MATERIAL
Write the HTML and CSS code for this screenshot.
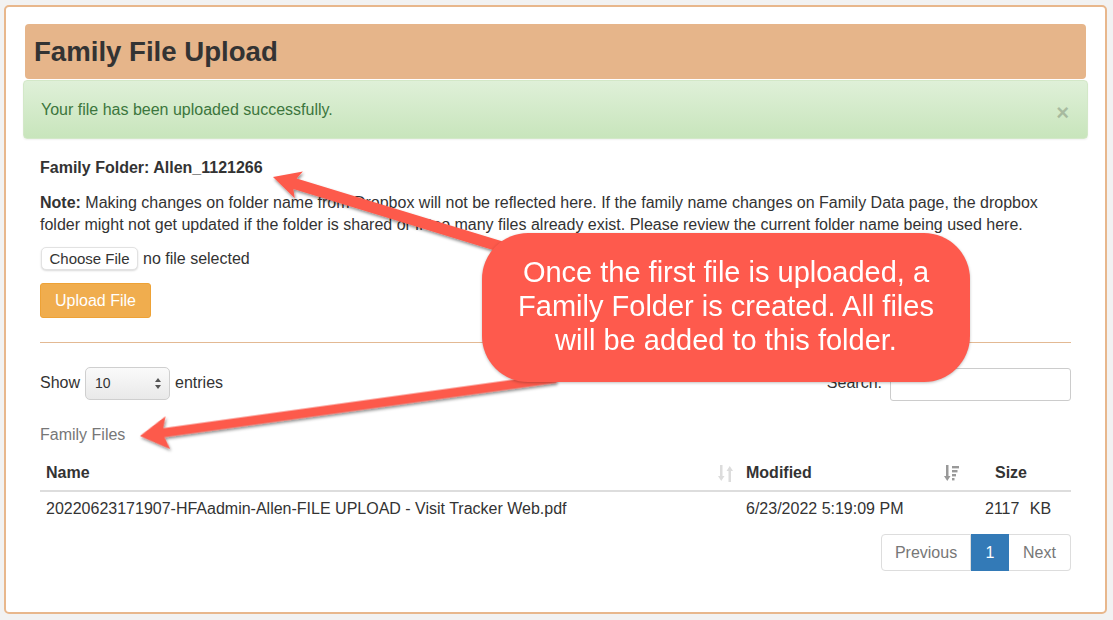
FILE: index.html
```html
<!DOCTYPE html>
<html lang="en">
<head>
    <meta charset="UTF-8">
    <title>Family File Upload</title>
    <link rel="stylesheet" href="styles.css">
</head>
<body>

    <div class="panel">
        <div class="panel-title">
            <h1>Family File Upload</h1>
        </div>

        <div class="alert">
            <span>Your file has been uploaded successfully.</span>
            <span class="close">&times;</span>
        </div>

        <div class="panel-body">
            <p class="folder">Family Folder: Allen_1121266</p>
            <p class="note"><b>Note:</b> Making changes on folder name from Dropbox will not be reflected here. If the family name changes on Family Data page, the dropbox folder might not get updated if the folder is shared or if too many files already exist. Please review the current folder name being used here.</p>

            <div class="file-row">
                <button class="choose">Choose File</button>
                <span>no file selected</span>
            </div>
            <button class="upload">Upload File</button>

            <hr>

            <div class="dt-top">
                <label class="length">Show
                    <span class="select">10
                        <svg width="6" height="11" viewBox="0 0 6 11"><path d="M3 0 L6 4 L0 4 Z M3 11 L6 7 L0 7 Z" fill="#555"/></svg>
                    </span>
                    entries</label>
                <label class="search">Search: <span class="search-box"></span></label>
            </div>

            <table>
                <caption>Family Files</caption>
                <thead>
                    <tr>
                        <th class="col-name">Name
                            <svg class="sort" width="15" height="17" viewBox="0 0 15 17"><path d="M2 0 H4.5 V11 H6.5 L3.25 16 L0 11 H2 Z M10.5 17 H13 V6 H15 L11.75 1 L8.5 6 H10.5 Z" fill="#dcdcdc"/></svg>
                        </th>
                        <th class="col-mod">Modified
                            <svg class="sort" width="16" height="17" viewBox="0 0 16 17"><path d="M2 0 H4.5 V11 H6.5 L3.25 16 L0 11 H2 Z" fill="#999"/><rect x="8" y="1" width="7" height="2.4" fill="#999"/><rect x="8" y="5" width="5.5" height="2.4" fill="#999"/><rect x="8" y="9" width="4" height="2.4" fill="#999"/><rect x="8" y="13" width="2.5" height="2.4" fill="#999"/></svg>
                        </th>
                        <th class="col-size">Size</th>
                    </tr>
                </thead>
                <tbody>
                    <tr>
                        <td>20220623171907-HFAadmin-Allen-FILE UPLOAD - Visit Tracker Web.pdf</td>
                        <td>6/23/2022 5:19:09 PM</td>
                        <td class="size">2117 <span class="unit">KB</span></td>
                    </tr>
                </tbody>
            </table>

            <div class="pager">
                <a class="prev">Previous</a>
                <a class="current">1</a>
                <a class="next">Next</a>
            </div>
        </div>
    </div>

    <!-- annotation layer -->
    <svg class="arrows" width="1113" height="620" viewBox="0 0 1113 620">
        <defs>
            <filter id="shade" x="-10%" y="-30%" width="120%" height="160%">
                <feDropShadow dx="1" dy="2" stdDeviation="1.5" flood-color="#000" flood-opacity="0.45"/>
            </filter>
        </defs>
        <g filter="url(#shade)" fill="#fd5a4c">
            <path transform="translate(273 177) rotate(17)" d="M0 0 L27 -14 L23 -5.5 L260 -5.5 L260 5.5 L23 5.5 L27 14 Z"/>
            <path transform="translate(140 436) rotate(-7.9)" d="M0 0 L28 -16 L24 -4.5 L420 -4.5 L420 4.5 L24 4.5 L28 17 Z"/>
        </g>
    </svg>

    <div class="callout">
        Once the first file is uploaded, a<br>
        Family Folder is created. All files<br>
        will be added to this folder.
    </div>

</body>
</html>
```

FILE: styles.css
```css
body {
    margin: 0;
    background-color: #f2f2f2;
    font-family: 'Liberation Sans', Helvetica, Arial, sans-serif;
    font-size: 16px;
    color: #333;
    position: relative;
    width: 1113px;
    height: 620px;
    overflow: hidden;
}

.panel {
    box-sizing: border-box;
    margin: 5px 6px 0 4px;
    height: 609px;
    padding: 17px;
    background-color: white;
    border: 2px solid #e8b78c;
    border-radius: 5px;
}

.panel-title {
    margin: 0 2px;
    height: 55px;
    background-color: #e6b58a;
    border-radius: 4px;
}

.panel-title h1 {
    margin: 0;
    padding-left: 9px;
    font-size: 27.6px;
    line-height: 56px;
    font-weight: 700;
    color: #333;
}

.alert {
    box-sizing: border-box;
    margin-top: 1px;
    height: 59px;
    padding: 0 18px 0 17px;
    display: flex;
    align-items: center;
    justify-content: space-between;
    color: #3c763d;
    background: linear-gradient(#dff0d8, #c8e5bc);
    border: 1px solid #d3e8c8;
    border-radius: 4px;
    box-shadow: 0 1px 2px rgba(0, 0, 0, 0.06);
}

.alert .close {
    font-size: 22px;
    font-weight: 700;
    color: #000;
    opacity: 0.2;
    margin-top: 6px;
}

.panel-body {
    padding: 0 17px;
    line-height: 22px;
}

.folder {
    margin: 18px 0 0;
    font-weight: 700;
}

.note {
    margin: 13px 0 0;
}

.file-row {
    margin-top: 11px;
    display: flex;
    align-items: center;
    gap: 5px;
}

.choose {
    box-sizing: border-box;
    height: 23px;
    width: 97px;
    margin-left: 1px;
    padding: 0;
    font-family: inherit;
    font-size: 15px;
    color: #333;
    background-color: white;
    border: 1px solid #e2e2e2;
    border-radius: 5px;
    box-shadow: 0 1px 2px rgba(0, 0, 0, 0.15);
}

.upload {
    display: block;
    margin-top: 13px;
    height: 35px;
    width: 111px;
    padding: 0;
    font-family: inherit;
    font-size: 16px;
    color: white;
    background-color: #f0ad4e;
    border: 1px solid #eea236;
    border-radius: 3px;
}

hr {
    margin: 24px 0 0;
    border: none;
    border-top: 1px solid #e3b993;
}

.dt-top {
    margin-top: 23px;
    display: flex;
    justify-content: space-between;
    align-items: center;
    height: 34px;
}

.length, .search {
    display: flex;
    align-items: center;
    gap: 5px;
}

.select {
    box-sizing: border-box;
    width: 85px;
    height: 33px;
    padding: 0 8px 0 9px;
    display: flex;
    align-items: center;
    justify-content: space-between;
    font-size: 14px;
    background: linear-gradient(#fafafa, #e9e9e9);
    border: 1px solid #cfcfcf;
    border-radius: 5px;
}

.search {
    gap: 8px;
}

.search-box {
    box-sizing: border-box;
    width: 181px;
    height: 33px;
    margin-top: 2px;
    border: 1px solid #cccccc;
    border-radius: 3px;
}

table {
    width: 100%;
    border-collapse: collapse;
    margin-top: 1px;
}

caption {
    text-align: left;
    color: #777;
    padding: 23px 0 8px;
    line-height: 22px;
}

th, td {
    text-align: left;
    padding: 7px 6px;
    line-height: 22px;
}

th {
    font-size: 16px;
    padding-top: 8px;
    padding-bottom: 6px;
    border-bottom: 2px solid #dddddd;
}

td {
    padding-top: 6px;
    padding-bottom: 6px;
}

.col-name {
    width: 688px;
}

.col-mod {
    width: 214px;
}

.sort {
    float: right;
    margin-top: 3px;
}

.col-name .sort {
    margin-right: 1px;
}

.col-size {
    padding-left: 29px;
}

td.size {
    padding-left: 19px;
}

.unit {
    margin-left: 6px;
}

.pager {
    margin-top: 8px;
    display: flex;
    justify-content: flex-end;
}

.pager a {
    box-sizing: border-box;
    height: 37px;
    line-height: 35px;
    color: #777;
    border: 1px solid #dddddd;
    text-align: center;
}

.pager .prev {
    width: 90px;
    border-radius: 4px 0 0 4px;
}

.pager .current {
    width: 38px;
    color: white;
    background-color: #337ab7;
    border-color: #337ab7;
}

.pager .next {
    width: 62px;
    border-left: none;
    border-radius: 0 4px 4px 0;
}

.arrows {
    position: absolute;
    left: 0;
    top: 0;
    pointer-events: none;
}

.callout {
    position: absolute;
    left: 482px;
    top: 233px;
    box-sizing: border-box;
    width: 488px;
    height: 149px;
    padding: 22px 0 0;
    background-color: #fe5a4d;
    border-radius: 46px;
    color: white;
    font-size: 29px;
    line-height: 34px;
    text-align: center;
    box-shadow: 0 1px 3px rgba(0, 0, 0, 0.25);
}
```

GIVEN PROBLEM
Every line in the data above that contains "this" needs to be copied.

IN RESPONSE
Write the HTML and CSS code for this screenshot.
        will be added to this folder.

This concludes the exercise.